## Data Preparation - Normalization
* Here, we select the "Fashion MNIST" image dataset from Keras to practice the model training
* Normalize the pixel value ranges from 0-255 to 0-1, which reducing the compuation complexity# 

In [1]:
from keras.datasets import fashion_mnist
import keras

In [2]:
# add the training data and testing data
# no validation data in this dataset by default - Keras provides only the training and test splits. 
# However, you can create a validation set yourself by splitting the training data.

(train_images, train_labels), (test_images, test_labels) = fashion_mnist.load_data()


In [3]:
train_images, test_images = train_images / 255.0, test_images / 255.0

- As the fashion_mnist dataset has 10 categories: T-shirt/top, Trouser, Pullover, Dress, Coat, Sandal, Shirt, Sneaker, Bag, Ankle boot
- Class labels as integers (e.g., 0, 1, 2, ..., 9), and are converted into one-hot encoded vectors using the to_categorical function
- One-hot encoding represents each class as a binary vector of size equal to the number of classes:
    - Neural networks often work better with one-hot encoded labels when training on classification tasks because the output layer typically has the same number of nodes as the number of classes.

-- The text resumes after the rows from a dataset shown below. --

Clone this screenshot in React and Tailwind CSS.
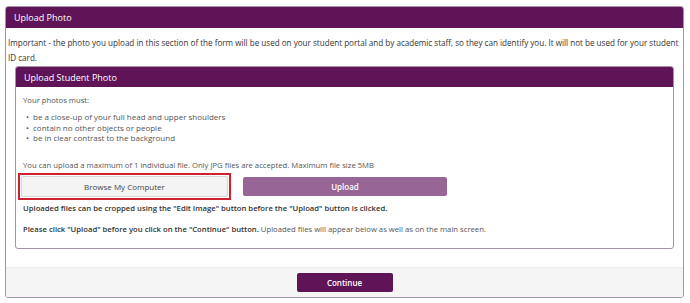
import React from "react";

const font = { fontFamily: '"Open Sans", "Liberation Sans", sans-serif' };

function App() {
  return (
    <div className="w-[690px] h-[303px] bg-white pt-[6px] pl-[5px]" style={font}>
      <div className="w-[679px] border border-[#a793a6] rounded-[3px] overflow-hidden">
        <div className="h-[21px] bg-[#5f1458] text-white text-[9px] pl-[8px] flex items-center">
          Upload Photo
        </div>
        <div className="px-[1px] pt-[7px] pb-0 text-[8.1px] leading-[15px] text-[#333]">
          <p className="pl-[1px]">
            Important - the photo you upload in this section of the form will be used on your student portal and by academic staff, so they can identify you. It will not be used for your student ID card.
          </p>
          <div className="mx-[8px] mt-[1px] border border-[#a793a6] rounded-[3px] overflow-hidden">
            <div className="h-[20px] bg-[#5f1458] text-white text-[9px] pl-[8px] flex items-center">
              Upload Student Photo
            </div>
            <div className="px-[7px] pt-[6px] pb-[11px] text-[7.7px] text-[#555]">
              <p>Your photos must:</p>
              <ul className="mt-[4px] ml-[3px] leading-[10.7px] text-[8px]">
                <li className="flex gap-[4px]"><span>•</span>be a close-up of your full head and upper shoulders</li>
                <li className="flex gap-[4px]"><span>•</span>contain no other objects or people</li>
                <li className="flex gap-[4px]"><span>•</span>be in clear contrast to the background</li>
              </ul>
              <p className="mt-[14px]">
                You can upload a maximum of 1 individual file. Only JPG files are accepted. Maximum file size 5MB
              </p>
              <div className="flex items-center gap-[12px] -ml-[5px]">
                <div className="border-[2px] border-[#d0202e] p-[1px]">
                  <button className="w-[207px] h-[21px] bg-[#f4f4f4] border border-[#d6d6d6] rounded-[2px] text-[#444] text-[8px]">
                    Browse My Computer
                  </button>
                </div>
                <button className="w-[204px] h-[19px] bg-[#976596] rounded-[2px] text-white text-[8px] font-semibold">
                  Upload
                </button>
              </div>
              <p className="mt-[1px] font-semibold text-[#333]">
                Uploaded files can be cropped using the "Edit Image" button before the "Upload" button is clicked.
              </p>
              <p className="mt-[6px]">
                <span className="font-semibold text-[#333]">Please click "Upload" before you click on the "Continue" button.</span>{" "}
                Uploaded files will appear below as well as on the main screen.
              </p>
            </div>
          </div>
        </div>
        <div className="mt-[18px] bg-[#f5f5f5] border-t border-[#ececec] h-[30px] flex items-center justify-center">
          <button className="w-[96px] h-[19px] bg-[#5f1458] rounded-[2px] text-white text-[8px] font-semibold">
            Continue
          </button>
        </div>
      </div>
    </div>
  );
}

export default App;
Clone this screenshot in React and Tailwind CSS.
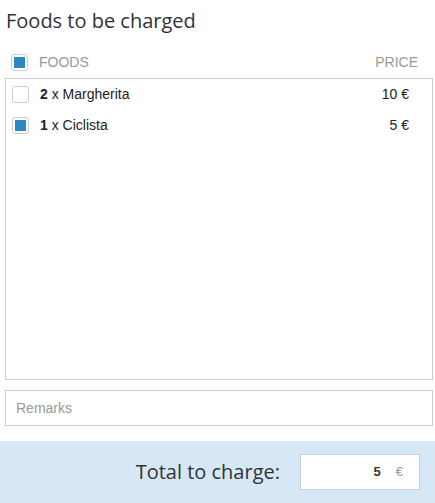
const items = [
  { qty: 2, name: 'Margherita', price: 10, checked: false },
  { qty: 1, name: 'Ciclista', price: 5, checked: true },
]

function Check({ checked }) {
  return (
    <span className="w-[17px] h-[17px] rounded-[3px] border border-[#ccc] bg-white flex items-center justify-center shrink-0">
      {checked && <span className="w-[11px] h-[11px] bg-[#2d87c3]" />}
    </span>
  )
}

export default function App() {
  const total = items.filter(i => i.checked).reduce((s, i) => s + i.price, 0)
  return (
    <div className="w-[435px] h-[503px] bg-white flex flex-col font-['Liberation_Sans',Arial,sans-serif] text-[14px] text-[#222]">
      <h1 className="font-['Open_Sans',sans-serif] text-[20px] text-[#333] leading-none pl-[6px] pt-[11px]">Foods to be charged</h1>

      <div className="flex items-center mt-[23px] pl-[11px] pr-[17px] h-[17px]">
        <Check checked />
        <span className="ml-[11px] text-[#999]">FOODS</span>
        <span className="ml-auto text-[#999]">PRICE</span>
      </div>

      <div className="ml-[5px] w-[428px] mt-[7px] h-[302px] border border-[#ccc] pt-[7px]">
        {items.map(item => (
          <div key={item.name} className="flex items-center h-[17px] mb-[14px] pl-[6px] pr-[23px]">
            <Check checked={item.checked} />
            <span className="ml-[11px]"><b>{item.qty}</b> x {item.name}</span>
            <span className="ml-auto">{item.price} €</span>
          </div>
        ))}
      </div>

      <div className="ml-[5px] w-[428px] mt-[10px] h-[36px] border border-[#ccc] flex items-center pl-[10px] text-[#999]">
        Remarks
      </div>

      <div className="mt-auto h-[62px] bg-[#d6e8f5] flex items-center justify-end pr-[15px]">
        <span className="font-['Open_Sans',sans-serif] text-[20px] text-[#333] mr-[20px]">Total to charge:</span>
        <div className="w-[120px] h-[36px] bg-white border border-[#ccc] flex items-center justify-end pr-[16px]">
          <b className="text-[#333] text-[13px]">{total}</b>
          <span className="ml-[15px] text-[#999] text-[13px]">€</span>
        </div>
      </div>
    </div>
  )
}
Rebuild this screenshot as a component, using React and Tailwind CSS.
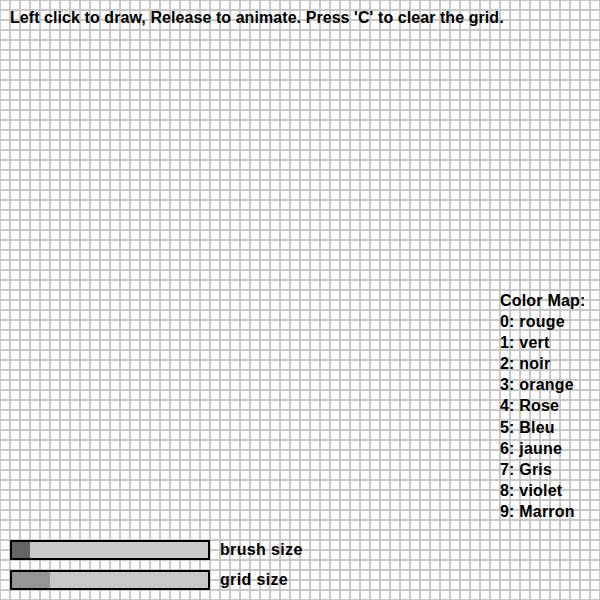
import React from 'react';

const colorMap = ['rouge', 'vert', 'noir', 'orange', 'Rose', 'Bleu', 'jaune', 'Gris', 'violet', 'Marron'];

const sliders = [
  { label: 'brush size', fill: 'bg-[#646464]', width: 18 },
  { label: 'grid size', fill: 'bg-[#969696]', width: 38 },
];

export default function App() {
  return (
    <div className="w-[600px] h-[600px] flex flex-col bg-white bg-[linear-gradient(to_right,#c8c8c8_1px,transparent_1px,transparent_9px,#c8c8c8_9px),linear-gradient(to_bottom,#c8c8c8_1px,transparent_1px,transparent_9px,#c8c8c8_9px)] bg-[size:10px_10px] font-['Liberation_Sans',Arial,sans-serif] font-bold text-[16px] text-black">
      <p className="pt-[8px] pl-[10px] leading-[20px] whitespace-nowrap tracking-[0.07px]">
        Left click to draw, Release to animate. Press 'C' to clear the grid.
      </p>

      <div className="flex-1 flex justify-end items-end">
        <div className="w-[100px] leading-[21.1px] whitespace-nowrap tracking-[0.2px]">
          <div>Color Map:</div>
          {colorMap.map((name, i) => (
            <div key={name}>{i}: {name}</div>
          ))}
        </div>
      </div>

      <div className="mt-[18px] pl-[10px] pb-[10px] flex flex-col gap-[10px]">
        {sliders.map((s) => (
          <div key={s.label} className="flex items-center">
            <div className="w-[200px] h-[20px] border-2 border-black bg-[#c8c8c8] flex">
              <div className={`h-full ${s.fill}`} style={{ width: s.width }} />
            </div>
            <span className="ml-[10px] leading-[20px] tracking-[0.35px]">{s.label}</span>
          </div>
        ))}
      </div>
    </div>
  );
}
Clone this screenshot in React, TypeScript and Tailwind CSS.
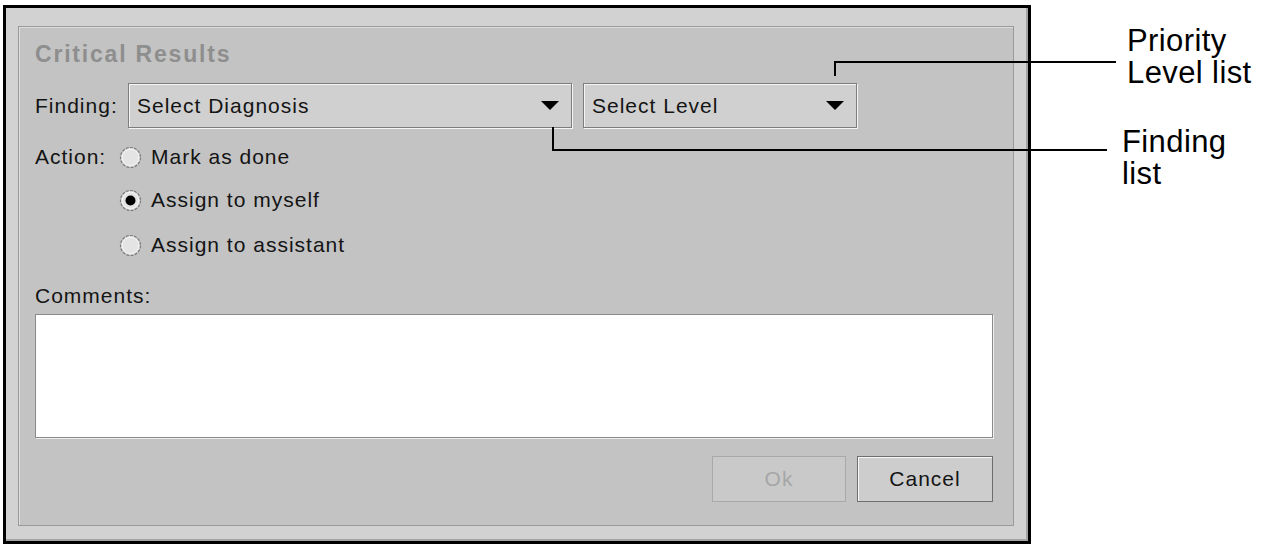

One-hot encoding allows the model to compute probabilities for each class during training.
    - for example:
         - [[1, 0, 0, 0, 0, 0, 0, 0, 0, 0],  # Corresponds to class 0
         - [0, 1, 0, 0, 0, 0, 0, 0, 0, 0],  # Corresponds to class 1
         - [0, 0, 1, 0, 0, 0, 0, 0, 0, 0],  # Corresponds to class 2
         - [0, 0, 0, 1, 0, 0, 0, 0, 0, 0]]  # Corresponds to class 3



In [4]:
train_labels = keras.utils.to_categorical(train_labels, 10) 
test_labels = keras.utils.to_categorical(test_labels, 10) 

## Construct the network

In [5]:
from keras.models import Sequential
from keras.layers import Dense, Flatten, Conv2D, MaxPooling2D

#### create convolutional neewral network model using Keras Sequential API
- Sequential model stacked in a linear order, where the output of one layer serves as the input for the next
- Conv2D(32, (3, 3), activation='relu', input_shape=(32, 32, 1)), meaning 
  - 2D convolutional layer with 32 filters
  - each filiter has the size of 3*3
  - activation function 'ReLu' introduce non-linearity
  - input image is 32*32 pixels with 1 color channel, if it is 3 then it is 3 color channels - RGB
- MaxPooling2D((2, 2)):
  - Down-samples the feature mapy by taking the maximum value in each 2*2 region
  - (2,2) is the pool size, reducing hte spatial dimensions by a factor of 2
  - as a result, the smaller feature maps reduces the computational complexity
- more Conv2D() functions helps to extract even more complex features
- more maxPooling2D() functions reduce spatial dimentions, retaining the most importa features
- Flatten(): converts the multi-dimentsional feature maps into a 1D vector, preparing them for the dense layers
- Dense(64, activation='relu'): fully connected layer with 64 neurons
- Dense(64, activation='softmax'): 10 neurons, and softmax activation functions ensures the output probabilities for each class sum to 1

In [10]:
model = Sequential([
    Conv2D(32, (3, 3), activation='relu', input_shape=(28, 28, 1)),
    MaxPooling2D((2, 2)),
    Conv2D(64, (3, 3), activation='relu'),
    MaxPooling2D((2, 2)),
    Flatten(),
    Dense(64, activation='relu'),
    Dense(10, activation='softmax')
])


## compile and train the model

- model.compileL sets up the optimizer, loss function, and metrics for training
    - optimizer 'adam': adaptive moment estimation is an advanced optimization algorithm that combines the benefits of RMSPro an SGD with momentum
        - it adjuts the learning rate for each parameter dynamically based on first and second moments of gradients
        - it is good for minimal tuning, and handles sparse gradients effectively
    - loss function 'catagorical_crossentropy': 
        - used for multi-classification with one-hot encoded labels
        - compute the difference between the predicted probability distribution from the softmax layer and the true label distribution
    - metrics 'accuracy': measures the percentage of correctly classified samples

- model.fit trains the model for the specific number of epochs using mini-batches of data
    - epoches=10: 
        - Specifies the number of complete passes through the entire training dataset.
        - During each epoch, the model updates its weights based on the loss and optimizer.
    - batch_size=64:
        - Defines the number of samples processed before the model updates its weights.
            - Smaller batch sizes: Provide faster feedback but noisier updates.
            - Larger batch sizes: Offer smoother updates but require more memory.
        - without specifing the size, the default size would be 32

- model learns to minimize the loss function, improving the accuracy over time

In [11]:
model.compile(optimizer='adam', loss='categorical_crossentropy', metrics=['accuracy'])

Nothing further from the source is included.